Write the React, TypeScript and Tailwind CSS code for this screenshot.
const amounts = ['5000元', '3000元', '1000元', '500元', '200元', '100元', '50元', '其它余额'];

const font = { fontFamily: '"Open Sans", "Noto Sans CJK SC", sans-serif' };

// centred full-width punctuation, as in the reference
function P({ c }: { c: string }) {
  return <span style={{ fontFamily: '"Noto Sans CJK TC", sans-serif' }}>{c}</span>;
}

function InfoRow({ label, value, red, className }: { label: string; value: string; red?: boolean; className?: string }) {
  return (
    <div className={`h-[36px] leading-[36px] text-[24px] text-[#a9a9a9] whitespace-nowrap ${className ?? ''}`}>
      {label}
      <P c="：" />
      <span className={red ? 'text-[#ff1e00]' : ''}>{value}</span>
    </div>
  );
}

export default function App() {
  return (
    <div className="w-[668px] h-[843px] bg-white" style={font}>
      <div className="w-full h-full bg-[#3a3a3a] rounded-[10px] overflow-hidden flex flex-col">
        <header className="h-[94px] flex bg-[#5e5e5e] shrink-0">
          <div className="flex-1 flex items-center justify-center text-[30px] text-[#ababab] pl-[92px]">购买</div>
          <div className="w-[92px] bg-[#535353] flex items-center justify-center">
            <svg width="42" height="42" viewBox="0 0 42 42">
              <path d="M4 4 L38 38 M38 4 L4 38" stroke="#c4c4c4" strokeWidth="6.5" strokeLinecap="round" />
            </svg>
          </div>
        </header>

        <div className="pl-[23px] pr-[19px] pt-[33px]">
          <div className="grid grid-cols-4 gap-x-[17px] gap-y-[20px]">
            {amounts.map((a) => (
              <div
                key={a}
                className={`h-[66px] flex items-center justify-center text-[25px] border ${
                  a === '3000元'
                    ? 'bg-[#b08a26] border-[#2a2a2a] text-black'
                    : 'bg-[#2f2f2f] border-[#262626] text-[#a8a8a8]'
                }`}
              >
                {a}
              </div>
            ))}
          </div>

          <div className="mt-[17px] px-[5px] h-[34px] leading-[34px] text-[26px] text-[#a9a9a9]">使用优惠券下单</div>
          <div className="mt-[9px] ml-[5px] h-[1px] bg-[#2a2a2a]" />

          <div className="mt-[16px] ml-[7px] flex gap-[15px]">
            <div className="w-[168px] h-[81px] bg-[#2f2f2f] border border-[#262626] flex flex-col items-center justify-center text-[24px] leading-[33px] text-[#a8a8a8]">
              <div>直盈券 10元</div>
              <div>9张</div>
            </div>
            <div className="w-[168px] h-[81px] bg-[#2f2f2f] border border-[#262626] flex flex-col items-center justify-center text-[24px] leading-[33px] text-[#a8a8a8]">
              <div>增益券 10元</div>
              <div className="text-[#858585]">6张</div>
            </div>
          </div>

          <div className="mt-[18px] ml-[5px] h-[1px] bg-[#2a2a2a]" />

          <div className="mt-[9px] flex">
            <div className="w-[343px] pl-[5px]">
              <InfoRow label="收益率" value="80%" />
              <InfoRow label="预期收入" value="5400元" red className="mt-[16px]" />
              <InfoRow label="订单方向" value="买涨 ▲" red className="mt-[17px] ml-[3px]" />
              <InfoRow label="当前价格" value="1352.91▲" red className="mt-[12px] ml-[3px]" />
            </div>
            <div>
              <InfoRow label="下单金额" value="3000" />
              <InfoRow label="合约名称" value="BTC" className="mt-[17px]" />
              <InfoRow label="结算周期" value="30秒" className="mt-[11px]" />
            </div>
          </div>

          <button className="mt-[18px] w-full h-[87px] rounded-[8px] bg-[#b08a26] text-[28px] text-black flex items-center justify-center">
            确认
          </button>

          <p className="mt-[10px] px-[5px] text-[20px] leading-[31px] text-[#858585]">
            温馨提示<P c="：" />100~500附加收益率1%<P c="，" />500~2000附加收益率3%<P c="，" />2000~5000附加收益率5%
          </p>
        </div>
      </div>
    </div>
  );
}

Given problem: Copy out each line above, character for character.

Exercise output:
Write the React, TypeScript and Tailwind CSS code for this screenshot.
const amounts = ['5000元', '3000元', '1000元', '500元', '200元', '100元', '50元', '其它余额'];

const font = { fontFamily: '"Open Sans", "Noto Sans CJK SC", sans-serif' };

// centred full-width punctuation, as in the reference
function P({ c }: { c: string }) {
  return <span style={{ fontFamily: '"Noto Sans CJK TC", sans-serif' }}>{c}</span>;
}

function InfoRow({ label, value, red, className }: { label: string; value: string; red?: boolean; className?: string }) {
  return (
    <div className={`h-[36px] leading-[36px] text-[24px] text-[#a9a9a9] whitespace-nowrap ${className ?? ''}`}>
      {label}
      <P c="：" />
      <span className={red ? 'text-[#ff1e00]' : ''}>{value}</span>
    </div>
  );
}

export default function App() {
  return (
    <div className="w-[668px] h-[843px] bg-white" style={font}>
      <div className="w-full h-full bg-[#3a3a3a] rounded-[10px] overflow-hidden flex flex-col">
        <header className="h-[94px] flex bg-[#5e5e5e] shrink-0">
          <div className="flex-1 flex items-center justify-center text-[30px] text-[#ababab] pl-[92px]">购买</div>
          <div className="w-[92px] bg-[#535353] flex items-center justify-center">
            <svg width="42" height="42" viewBox="0 0 42 42">
              <path d="M4 4 L38 38 M38 4 L4 38" stroke="#c4c4c4" strokeWidth="6.5" strokeLinecap="round" />
            </svg>
          </div>
        </header>

        <div className="pl-[23px] pr-[19px] pt-[33px]">
          <div className="grid grid-cols-4 gap-x-[17px] gap-y-[20px]">
            {amounts.map((a) => (
              <div
                key={a}
                className={`h-[66px] flex items-center justify-center text-[25px] border ${
                  a === '3000元'
                    ? 'bg-[#b08a26] border-[#2a2a2a] text-black'
                    : 'bg-[#2f2f2f] border-[#262626] text-[#a8a8a8]'
                }`}
              >
                {a}
              </div>
            ))}
          </div>

          <div className="mt-[17px] px-[5px] h-[34px] leading-[34px] text-[26px] text-[#a9a9a9]">使用优惠券下单</div>
          <div className="mt-[9px] ml-[5px] h-[1px] bg-[#2a2a2a]" />

          <div className="mt-[16px] ml-[7px] flex gap-[15px]">
            <div className="w-[168px] h-[81px] bg-[#2f2f2f] border border-[#262626] flex flex-col items-center justify-center text-[24px] leading-[33px] text-[#a8a8a8]">
              <div>直盈券 10元</div>
              <div>9张</div>
            </div>
            <div className="w-[168px] h-[81px] bg-[#2f2f2f] border border-[#262626] flex flex-col items-center justify-center text-[24px] leading-[33px] text-[#a8a8a8]">
              <div>增益券 10元</div>
              <div className="text-[#858585]">6张</div>
            </div>
          </div>

          <div className="mt-[18px] ml-[5px] h-[1px] bg-[#2a2a2a]" />

          <div className="mt-[9px] flex">
            <div className="w-[343px] pl-[5px]">
              <InfoRow label="收益率" value="80%" />
              <InfoRow label="预期收入" value="5400元" red className="mt-[16px]" />
              <InfoRow label="订单方向" value="买涨 ▲" red className="mt-[17px] ml-[3px]" />
              <InfoRow label="当前价格" value="1352.91▲" red className="mt-[12px] ml-[3px]" />
            </div>
            <div>
              <InfoRow label="下单金额" value="3000" />
              <InfoRow label="合约名称" value="BTC" className="mt-[17px]" />
              <InfoRow label="结算周期" value="30秒" className="mt-[11px]" />
            </div>
          </div>

          <button className="mt-[18px] w-full h-[87px] rounded-[8px] bg-[#b08a26] text-[28px] text-black flex items-center justify-center">
            确认
          </button>

          <p className="mt-[10px] px-[5px] text-[20px] leading-[31px] text-[#858585]">
            温馨提示<P c="：" />100~500附加收益率1%<P c="，" />500~2000附加收益率3%<P c="，" />2000~5000附加收益率5%
          </p>
        </div>
      </div>
    </div>
  );
}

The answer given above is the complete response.